### TASK PROMPT
Write out every entry, unchanged. Skip any picture.

__________________________________________________

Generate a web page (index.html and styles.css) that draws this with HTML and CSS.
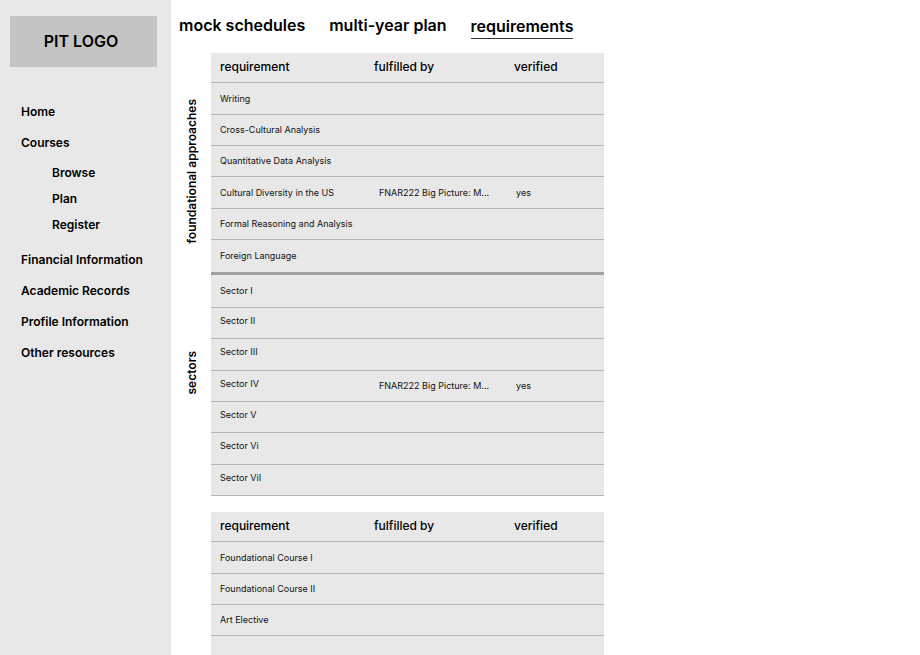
FILE: index.html
```html
<!DOCTYPE html>
<html lang="en">
<head>
<meta charset="utf-8">
<title>Requirements</title>
<link rel="stylesheet" href="styles.css">
</head>
<body>
<div class="page">
  <aside class="sidebar">
    <div class="logo">PIT LOGO</div>
    <nav>
      <ul class="menu">
        <li><a href="#">Home</a></li>
        <li><a href="#">Courses</a>
          <ul class="submenu">
            <li><a href="#">Browse</a></li>
            <li><a href="#">Plan</a></li>
            <li><a href="#">Register</a></li>
          </ul>
        </li>
        <li><a href="#">Financial Information</a></li>
        <li><a href="#">Academic Records</a></li>
        <li><a href="#">Profile Information</a></li>
        <li><a href="#">Other resources</a></li>
      </ul>
    </nav>
  </aside>
  <main>
    <nav class="tabs">
      <a href="#">mock schedules</a>
      <a href="#">multi-year plan</a>
      <a href="#" class="active" aria-current="page">requirements</a>
    </nav>
    <table class="reqs">
      <colgroup><col class="c-group"><col class="c-name"><col class="c-by"><col></colgroup>
      <thead>
        <tr><td class="group"></td><th scope="col">requirement</th><th scope="col">fulfilled by</th><th scope="col">verified</th></tr>
      </thead>
      <tbody class="foundations">
        <tr><th class="group" scope="rowgroup" rowspan="6"><span>foundational approaches</span></th><td>Writing</td><td></td><td></td></tr>
        <tr><td>Cross-Cultural Analysis</td><td></td><td></td></tr>
        <tr><td>Quantitative Data Analysis</td><td></td><td></td></tr>
        <tr><td>Cultural Diversity in the US</td><td class="by">FNAR222 Big Picture: M...</td><td class="ok">yes</td></tr>
        <tr><td>Formal Reasoning and Analysis</td><td></td><td></td></tr>
        <tr class="last"><td>Foreign Language</td><td></td><td></td></tr>
      </tbody>
      <tbody class="sectors">
        <tr class="first"><th class="group" scope="rowgroup" rowspan="7"><span>sectors</span></th><td>Sector I</td><td></td><td></td></tr>
        <tr><td class="name">Sector II</td><td></td><td></td></tr>
        <tr><td class="name">Sector III</td><td></td><td></td></tr>
        <tr><td class="name">Sector IV</td><td class="by">FNAR222 Big Picture: M...</td><td class="ok">yes</td></tr>
        <tr><td class="name">Sector V</td><td></td><td></td></tr>
        <tr><td class="name">Sector Vi</td><td></td><td></td></tr>
        <tr><td class="name">Sector ViI</td><td></td><td></td></tr>
      </tbody>
    </table>
    <table class="reqs">
      <colgroup><col class="c-group"><col class="c-name"><col class="c-by"><col></colgroup>
      <thead>
        <tr><td class="group"></td><th scope="col">requirement</th><th scope="col">fulfilled by</th><th scope="col">verified</th></tr>
      </thead>
      <tbody class="foundations">
        <tr><td class="group" rowspan="4"></td><td>Foundational Course I</td><td></td><td></td></tr>
        <tr><td>Foundational Course II</td><td></td><td></td></tr>
        <tr><td>Art Elective</td><td></td><td></td></tr>
        <tr class="open"><td></td><td></td><td></td></tr>
      </tbody>
    </table>
  </main>
</div>
</body>
</html>
```

FILE: styles.css
```css
* { box-sizing: border-box; }

body {
  margin: 0;
  background: #fff;
  color: #000;
  font-family: Inter, "Liberation Sans", sans-serif;
}

a { color: inherit; text-decoration: none; }
ul { list-style: none; margin: 0; padding: 0; }

.page {
  display: grid;
  grid-template-columns: 171px 1fr;
  min-height: calc(100vh - 1px);
}

.sidebar {
  background: #e8e8e8;
  padding: 16px 14px 0 10px;
}

.logo {
  display: flex;
  align-items: center;
  justify-content: center;
  height: 51px;
  padding: 0 5px 2px 0;
  background: #c4c4c4;
  font-size: 16px;
  font-weight: 600;
}

.menu {
  display: flex;
  flex-direction: column;
  gap: 15px;
  margin-top: 37px;
  padding-left: 11px;
  font-size: 12px;
  line-height: 16px;
  font-weight: 600;
  white-space: nowrap;
}
.menu a { display: block; }

.submenu {
  display: flex;
  flex-direction: column;
  gap: 10px;
  margin: 14px 0 4px;
  padding-left: 31px;
}

.tabs {
  display: flex;
  align-items: flex-start;
  gap: 24px;
  height: 53px;
  padding: 15px 0 0 8px;
  font-size: 16px;
  line-height: 20px;
  font-weight: 600;
}
.tabs .active {
  padding: 1px 0 2px;
  border-bottom: 1px solid #333;
}

.reqs {
  width: 100%;
  max-width: 433px;
  margin-bottom: 16px;
  table-layout: fixed;
  border-spacing: 0;
  font-size: 9px;
  line-height: 12px;
}
.reqs:last-child { margin-bottom: 0; }

.c-group { width: 40px; }
.c-name { width: 154px; }
.c-by { width: 140px; }

.reqs tr { height: 31px; }
.reqs thead tr { height: 30px; }
.foundations tr:nth-child(3n+1),
.sectors tr:nth-child(3n) { height: 32px; }
.reqs .first { height: 33px; }
.reqs .last { height: 35px; }
.reqs .open { height: 18px; }

.reqs th,
.reqs td {
  padding: 0 0 0 9px;
  background: #e8e8e8;
  border-bottom: 1px solid #b8b8b8;
  text-align: left;
  white-space: nowrap;
  color: #111;
}
.reqs thead th {
  padding-bottom: 2px;
  font-size: 12px;
  font-weight: 500;
  color: #000;
}
.reqs .last td { border-bottom: 3px solid #a0a0a0; }
.reqs .open td { border-bottom: 0; }
.reqs .name { padding-bottom: 5px; }
.reqs .by { padding-left: 14px; }
.reqs .ok { padding-left: 11px; }

.reqs .group {
  padding: 0 0 0 2px;
  border: 0;
  background: none;
  text-align: center;
  font-size: 12px;
  font-weight: 600;
  color: #000;
}
.reqs.reqs .foundations .group,
.reqs .foundations .group { padding-bottom: 13px; }
.reqs .sectors .group { padding-bottom: 24px; }
.group span {
  display: inline-block;
  writing-mode: vertical-rl;
  transform: rotate(180deg);
}
```
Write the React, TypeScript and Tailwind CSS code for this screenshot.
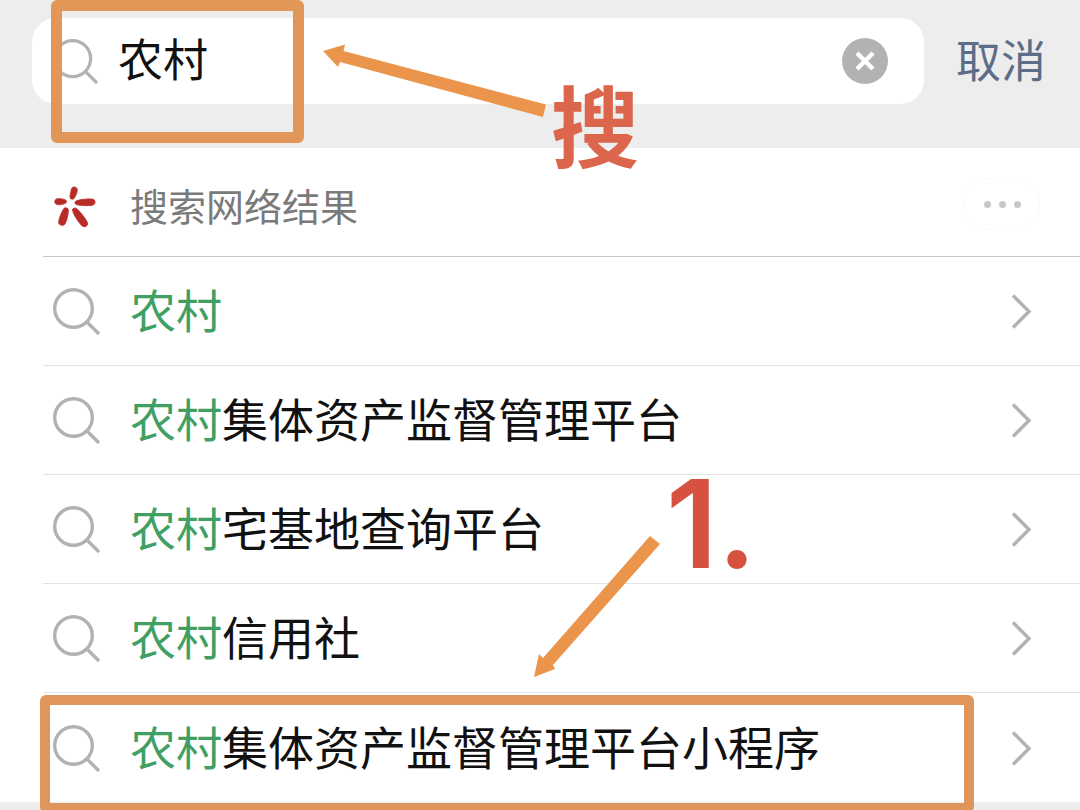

__________________________________________________

### THE RESPONSE
Generate a web page (index.html and styles.css) that draws this with HTML and CSS.
FILE: index.html
```html
<!DOCTYPE html>
<html lang="en">
<head>
<meta charset="utf-8">
<title>Requirements</title>
<link rel="stylesheet" href="styles.css">
</head>
<body>
<div class="page">
  <aside class="sidebar">
    <div class="logo">PIT LOGO</div>
    <nav>
      <ul class="menu">
        <li><a href="#">Home</a></li>
        <li><a href="#">Courses</a>
          <ul class="submenu">
            <li><a href="#">Browse</a></li>
            <li><a href="#">Plan</a></li>
            <li><a href="#">Register</a></li>
          </ul>
        </li>
        <li><a href="#">Financial Information</a></li>
        <li><a href="#">Academic Records</a></li>
        <li><a href="#">Profile Information</a></li>
        <li><a href="#">Other resources</a></li>
      </ul>
    </nav>
  </aside>
  <main>
    <nav class="tabs">
      <a href="#">mock schedules</a>
      <a href="#">multi-year plan</a>
      <a href="#" class="active" aria-current="page">requirements</a>
    </nav>
    <table class="reqs">
      <colgroup><col class="c-group"><col class="c-name"><col class="c-by"><col></colgroup>
      <thead>
        <tr><td class="group"></td><th scope="col">requirement</th><th scope="col">fulfilled by</th><th scope="col">verified</th></tr>
      </thead>
      <tbody class="foundations">
        <tr><th class="group" scope="rowgroup" rowspan="6"><span>foundational approaches</span></th><td>Writing</td><td></td><td></td></tr>
        <tr><td>Cross-Cultural Analysis</td><td></td><td></td></tr>
        <tr><td>Quantitative Data Analysis</td><td></td><td></td></tr>
        <tr><td>Cultural Diversity in the US</td><td class="by">FNAR222 Big Picture: M...</td><td class="ok">yes</td></tr>
        <tr><td>Formal Reasoning and Analysis</td><td></td><td></td></tr>
        <tr class="last"><td>Foreign Language</td><td></td><td></td></tr>
      </tbody>
      <tbody class="sectors">
        <tr class="first"><th class="group" scope="rowgroup" rowspan="7"><span>sectors</span></th><td>Sector I</td><td></td><td></td></tr>
        <tr><td class="name">Sector II</td><td></td><td></td></tr>
        <tr><td class="name">Sector III</td><td></td><td></td></tr>
        <tr><td class="name">Sector IV</td><td class="by">FNAR222 Big Picture: M...</td><td class="ok">yes</td></tr>
        <tr><td class="name">Sector V</td><td></td><td></td></tr>
        <tr><td class="name">Sector Vi</td><td></td><td></td></tr>
        <tr><td class="name">Sector ViI</td><td></td><td></td></tr>
      </tbody>
    </table>
    <table class="reqs">
      <colgroup><col class="c-group"><col class="c-name"><col class="c-by"><col></colgroup>
      <thead>
        <tr><td class="group"></td><th scope="col">requirement</th><th scope="col">fulfilled by</th><th scope="col">verified</th></tr>
      </thead>
      <tbody class="foundations">
        <tr><td class="group" rowspan="4"></td><td>Foundational Course I</td><td></td><td></td></tr>
        <tr><td>Foundational Course II</td><td></td><td></td></tr>
        <tr><td>Art Elective</td><td></td><td></td></tr>
        <tr class="open"><td></td><td></td><td></td></tr>
      </tbody>
    </table>
  </main>
</div>
</body>
</html>
```

FILE: styles.css
```css
* { box-sizing: border-box; }

body {
  margin: 0;
  background: #fff;
  color: #000;
  font-family: Inter, "Liberation Sans", sans-serif;
}

a { color: inherit; text-decoration: none; }
ul { list-style: none; margin: 0; padding: 0; }

.page {
  display: grid;
  grid-template-columns: 171px 1fr;
  min-height: calc(100vh - 1px);
}

.sidebar {
  background: #e8e8e8;
  padding: 16px 14px 0 10px;
}

.logo {
  display: flex;
  align-items: center;
  justify-content: center;
  height: 51px;
  padding: 0 5px 2px 0;
  background: #c4c4c4;
  font-size: 16px;
  font-weight: 600;
}

.menu {
  display: flex;
  flex-direction: column;
  gap: 15px;
  margin-top: 37px;
  padding-left: 11px;
  font-size: 12px;
  line-height: 16px;
  font-weight: 600;
  white-space: nowrap;
}
.menu a { display: block; }

.submenu {
  display: flex;
  flex-direction: column;
  gap: 10px;
  margin: 14px 0 4px;
  padding-left: 31px;
}

.tabs {
  display: flex;
  align-items: flex-start;
  gap: 24px;
  height: 53px;
  padding: 15px 0 0 8px;
  font-size: 16px;
  line-height: 20px;
  font-weight: 600;
}
.tabs .active {
  padding: 1px 0 2px;
  border-bottom: 1px solid #333;
}

.reqs {
  width: 100%;
  max-width: 433px;
  margin-bottom: 16px;
  table-layout: fixed;
  border-spacing: 0;
  font-size: 9px;
  line-height: 12px;
}
.reqs:last-child { margin-bottom: 0; }

.c-group { width: 40px; }
.c-name { width: 154px; }
.c-by { width: 140px; }

.reqs tr { height: 31px; }
.reqs thead tr { height: 30px; }
.foundations tr:nth-child(3n+1),
.sectors tr:nth-child(3n) { height: 32px; }
.reqs .first { height: 33px; }
.reqs .last { height: 35px; }
.reqs .open { height: 18px; }

.reqs th,
.reqs td {
  padding: 0 0 0 9px;
  background: #e8e8e8;
  border-bottom: 1px solid #b8b8b8;
  text-align: left;
  white-space: nowrap;
  color: #111;
}
.reqs thead th {
  padding-bottom: 2px;
  font-size: 12px;
  font-weight: 500;
  color: #000;
}
.reqs .last td { border-bottom: 3px solid #a0a0a0; }
.reqs .open td { border-bottom: 0; }
.reqs .name { padding-bottom: 5px; }
.reqs .by { padding-left: 14px; }
.reqs .ok { padding-left: 11px; }

.reqs .group {
  padding: 0 0 0 2px;
  border: 0;
  background: none;
  text-align: center;
  font-size: 12px;
  font-weight: 600;
  color: #000;
}
.reqs.reqs .foundations .group,
.reqs .foundations .group { padding-bottom: 13px; }
.reqs .sectors .group { padding-bottom: 24px; }
.group span {
  display: inline-block;
  writing-mode: vertical-rl;
  transform: rotate(180deg);
}
```
Write the React, TypeScript and Tailwind CSS code for this screenshot.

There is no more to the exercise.